適応学習の重要性: シミュレーションで学習したポリシーを実車プラットフォームに適用し、さらに追加のトレーニングを行うことで、現実世界の条件にも適応した制御が可能であることを実証。
9. 実験データ
車両プラットフォーム: Quanser QCar(1/10スケール)
車両の質量: 1.391 kg
サスペンションの減衰係数: 77.6 N·s/m
サスペンションの剛性: 19.6 N/m
最大バンプ高さ: 0.008 m
バンプ通過時の垂直加速度の測定: 車両速度1 m/sでの走行時に、垂直加速度は-7 m/s²から2 m/s²まで変動しました。
10. 実験方法
本研究では、Quanser QCar(1/10スケールの自律車両プラットフォーム)を用い、深層強化学習アルゴリズム(DDPG: Deep Deterministic Policy Gradient)を適用しました。カメラによる地形プレビューを利用し、バンプを事前に認識して速度制御を行うことで、垂直振動を最小化する制御ポリシーを学習しました。シミュレーションと実車実験の両方でポリシーをトレーニングし、車両がバンプを通過する際の速度と振動を最適化しました。
11. 実験結果
シミュレーションおよび実車実験の結果、速度制御による垂直加速度のピークが従来の一定速度走行と比較して大幅に低減されました。また、速度制御によりバンプを事前に認識し、車両がバンプに近づく際に速度を適切に低下させることで、振動抑制がより効果的に行われることが確認されました。
12. 研究の新規性
従来のアクティブサスペンションシステムに頼らず、速度制御によって垂直振動を効果的に抑制するアプローチは非常に新規性があります。
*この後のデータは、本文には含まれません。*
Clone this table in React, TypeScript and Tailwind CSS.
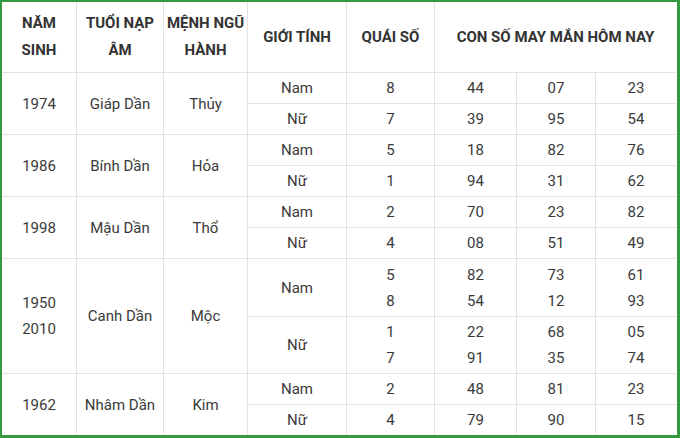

また、深層強化学習を用いた速度制御の適応学習により、車両の挙動が変化する状況にも柔軟に対応できる点が、従来の手法と異なる大きな特徴です。
13. 結論から活かせる内容
車両の速度制御を活用することで、不整地走行中の車両の振動を抑え、乗員の快適性や車両の安全性を大幅に向上できる可能性があります。また、コストのかかるアクティブサスペンションシステムを必要とせず、通常のサスペンションを持つ車両でも振動制御が可能になる点は、産業応用においても重要な意味を持ちます。
14. 今後期待できる展開
今後の展望としては、車両の環境認識能力を向上させるため、バンプ検出に関するセンサーデータの処理をさらに高度化し、リアルタイムでの路面状態に基づく速度制御の精度向上が期待されます。また、完全自律走行システムとの統合や、複雑な地形や障害物検知と連携するアルゴリズムの開発など、幅広い応用が見込まれます。さらには、乗員の快適性やエルゴノミクスに配慮した制御ポリシーの開発も、実車応用のために重要な研究課題となるでしょう。